The deal to appoint Aoun as president and Hariri as prime minister has underscored Hezbollah's dominant role in Lebanon. It has also demonstrated a diminished position for Hariri's main regional backer, Saudi Arabia, which seems more focused on confronting Iranian influence elsewhere in the region.

Under Lebanon's sectarian power-sharing system, worked out upon independence and confirmed after a bitter 15-year civil war, the president must be a Maronite Christian, the prime minister a Sunni and the speaker of parliament a Shia.

Syrian envoy Mansour Azzam, who is head of presidential affairs, greeted Aoun on behalf of Syria's President Assad, saying he hoped Aoun's election would contribute to stability in Lebanon and in the region.
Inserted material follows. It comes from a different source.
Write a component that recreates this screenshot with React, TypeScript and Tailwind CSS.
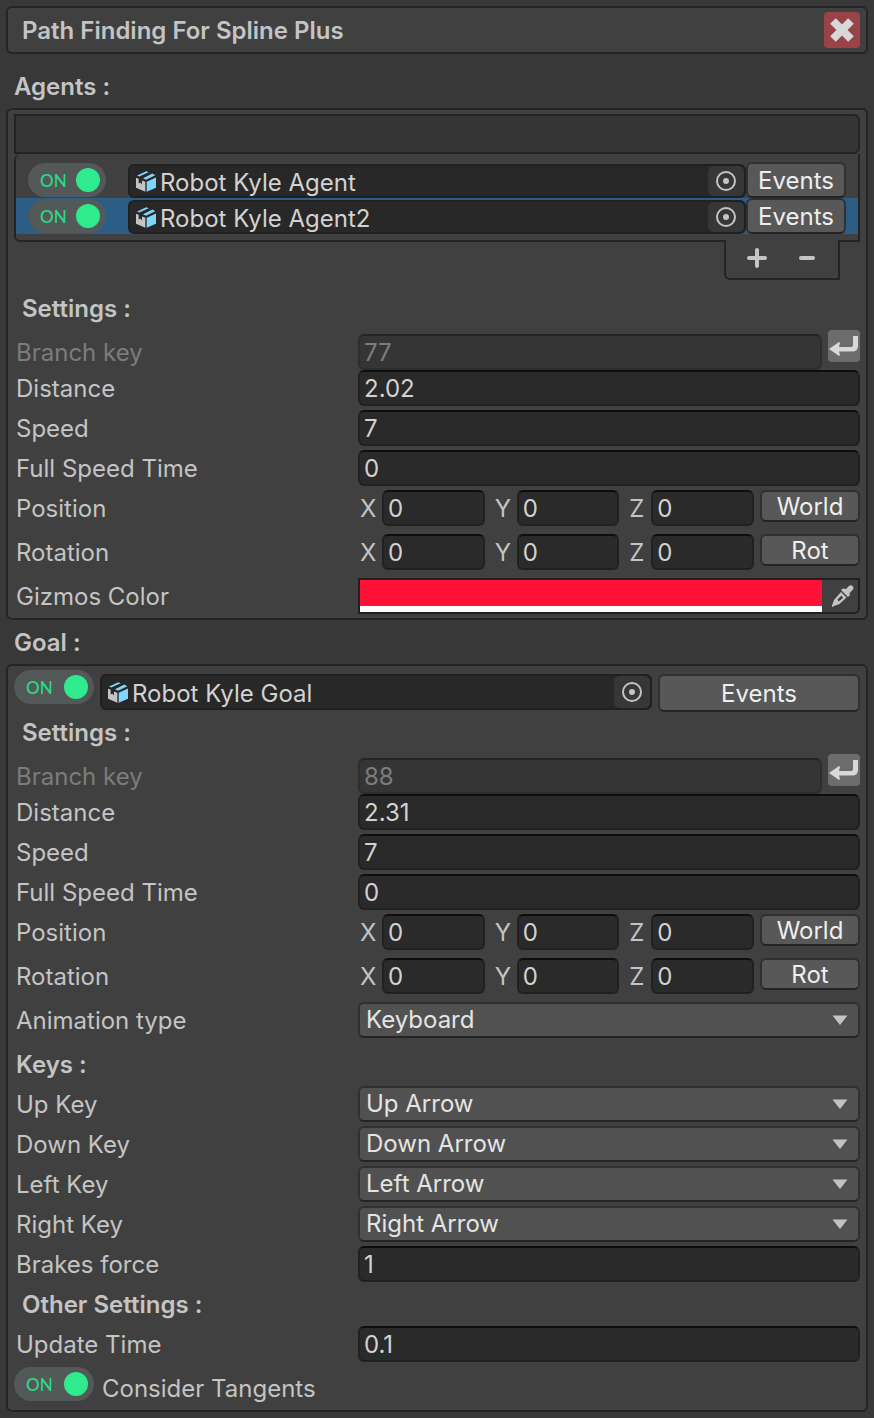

Azzam said there would be "no new page" in Syria-Lebanon relations and they would continue in a balanced way.

Aoun's meetings with Iranian and Syrian dignitaries came on the same day as Prime Minister-designate Hariri said Lebanon's new administration was a chance to revive ties with the Gulf Arab countries.

"The formation of the government is a chance to renew the emphasis on Lebanon's Arab identity and return momentum and heat to Lebanon's relations with its brethren in the Gulf Cooperation Council (GCC)," Hariri said after meeting GCC ambassadors to Lebanon.